When I temporarily taught high school history, I made a point to teach Kentucky's place, to tell my students that Kentucky was not neutral, but was a Confederate state. Another teacher, who my class went to for advice, told them that I was "full of s---." I can prove my history, but I dared not ask, could he prove his! I kept a 13 state Confederate map on the classroom bulletin board, alongside a portrait of President Davis. I want Kentucky to be proud of her history, but her real history. I want Kentucky's children--now and in the future--to know the truth, to know that their forefathers were not cowards, were not Yankees, but stood alongside their brothers, fighting for a cause greater than themselves, for liberty and their way of life.

Two years ago, as I sat in a crowd of hundreds watching the reenactment at Perryville, I heard a woman just behind me tell her son, "you were born in the South--in Tennessee. Daddy was born in the North--Ohio. And, Mommy was born in Kentucky--in between." It took all the strength I had--and a little consideration for the Southern manners always stressed to me--to not correct the poor woman in front of her child. Such things--such ridiculous ideas--must be corrected!

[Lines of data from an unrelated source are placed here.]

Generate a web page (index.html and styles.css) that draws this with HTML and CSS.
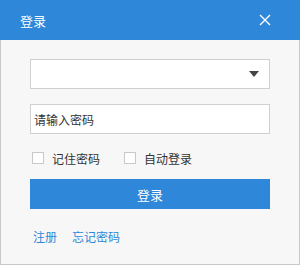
FILE: index.html
```html
<!DOCTYPE html>
<html>
<head>
<meta charset="utf-8">
<link rel="stylesheet" href="styles.css">
</head>
<body>
<div class="win">
  <div class="head">
    <span class="title">登录</span>
    <svg class="close" width="12" height="12" viewBox="0 0 12 12"><path d="M1 1L11 11M11 1L1 11" stroke="#fff" stroke-width="1.4"/></svg>
  </div>
  <div class="body">
    <div class="field select">
      <svg width="10" height="6" viewBox="0 0 10 6"><path d="M0 0H10L5 6Z" fill="#444"/></svg>
    </div>
    <div class="field input">请输入密码</div>
    <div class="checks">
      <label class="chk"><span class="box"></span>记住密码</label>
      <label class="chk"><span class="box"></span>自动登录</label>
    </div>
    <div class="btn">登录</div>
    <div class="links">
      <a>注册</a>
      <a>忘记密码</a>
    </div>
  </div>
</div>
</body>
</html>
```
FILE: styles.css
```css
html, body { margin: 0; padding: 0; }
body {
  width: 300px; height: 265px;
  font-family: "Noto Sans CJK SC", "Noto Sans", sans-serif;
  font-size: 12px; color: #333;
  background: #f7f7f7;
}
.win {
  box-sizing: border-box;
  width: 300px; height: 265px;
  border: 1px solid #c8c8c8;
  border-top: none;
  background: #f7f7f7;
  display: flex; flex-direction: column;
}
.head {
  height: 40px;
  background: #2e87d8;
  margin: 0 -1px;
  display: flex; align-items: center; justify-content: space-between;
  padding: 0 29px 0 20px;
  color: #fff;
}
.title { font-size: 13px; line-height: 1; }
.close { display: block; }
.body { padding: 19px 29px 0 29px; display: flex; flex-direction: column; }
.field {
  box-sizing: border-box;
  height: 30px;
  background: #fff;
  border: 1px solid #d0d0d0;
  display: flex; align-items: center;
}
.select { justify-content: flex-end; padding-right: 10px; }
.input { margin-top: 15px; padding-left: 3px; color: #333; font-size: 12px; }
.checks { display: flex; gap: 24px; margin-top: 16px; height: 16px; align-items: center; padding-left: 2px; }
.chk { display: flex; align-items: center; gap: 8px; }
.box {
  box-sizing: border-box;
  width: 12px; height: 12px;
  background: #fff; border: 1px solid #c8c8c8;
}
.btn {
  margin-top: 13px;
  height: 30px;
  background: #2e87d8;
  color: #fff;
  font-size: 13px;
  display: flex; align-items: center; justify-content: center;
}
.links { display: flex; gap: 15px; margin-top: 19px; padding-left: 3px; }
.links a { color: #2e87d8; }
```
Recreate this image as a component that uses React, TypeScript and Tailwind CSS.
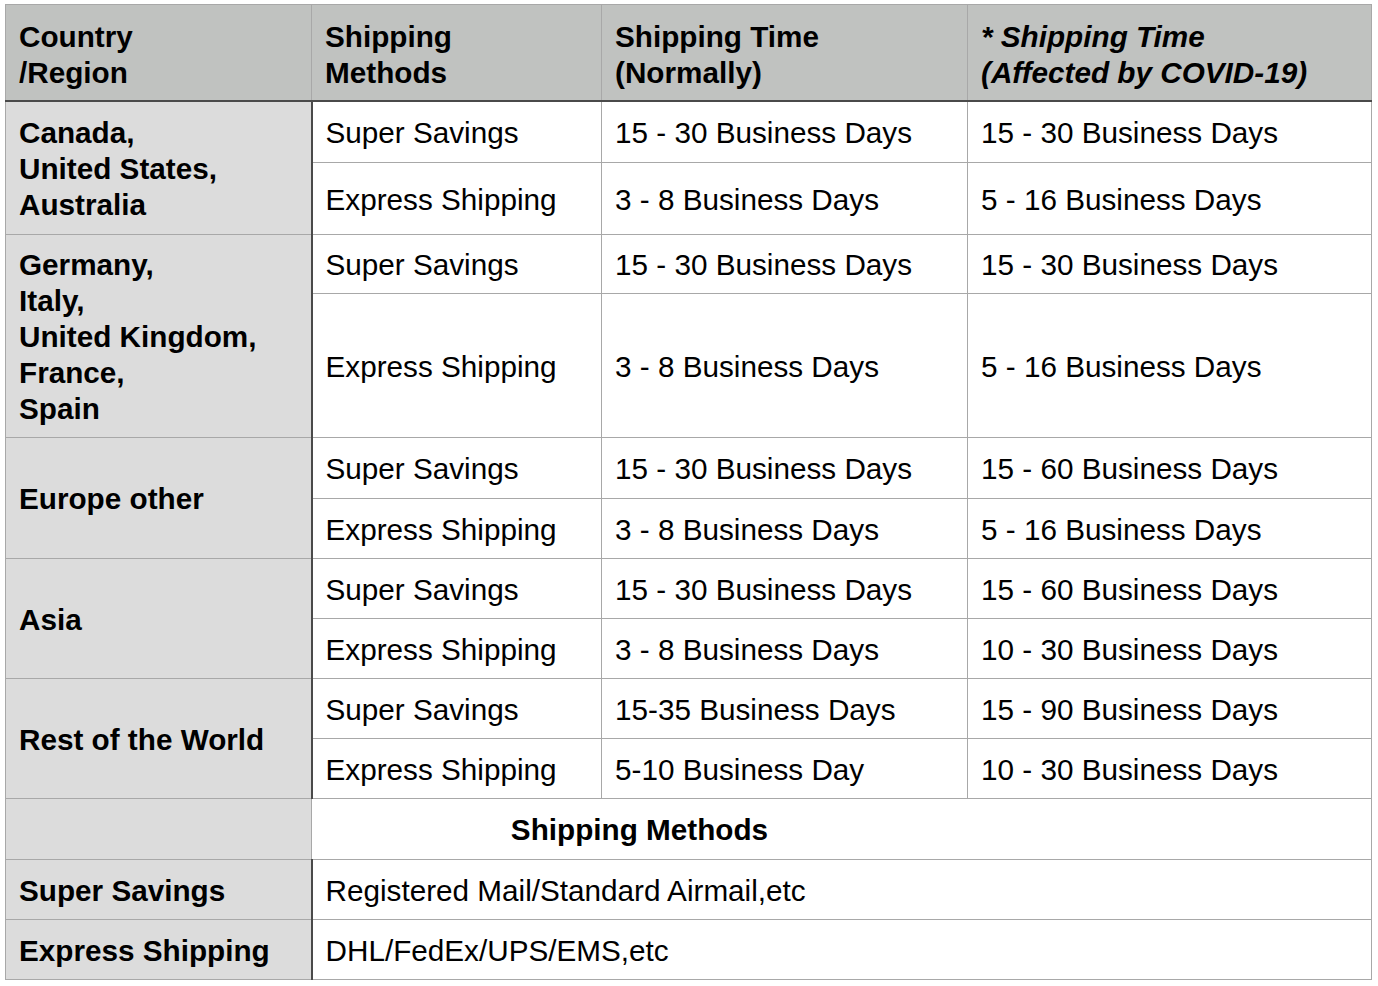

I've even recently corrected Kentucky's history on "Wikipedia" website, only to return the next day to see it turned back to the lies of old. I emailed the service, and was told that they do not accept history that has not been published! That's frustrating, so I'm thrilled to have read your piece, and I thank you more than you know.

D. Shane Gilreath

dsg

"Vocatus atque non vocatus dues aderit"
  (Bidden or not bidden, God is present)


Writer and historian, D. Shane Gilreath was born in Louisville, Kentucky, and raised in South Central Kentucky on the edge of the Cumberland Plateau. A graduate of Cumberland College, he has worked in the Kentucky public school system and with the Kentucky Department of Parks. As well as having anchored and reported the news for radio and television, he has written for newspapers, compiled the booklet The History of Kentucky through the Parks, and authors the column "Under the Kudzu," a Southerners perspective on world events.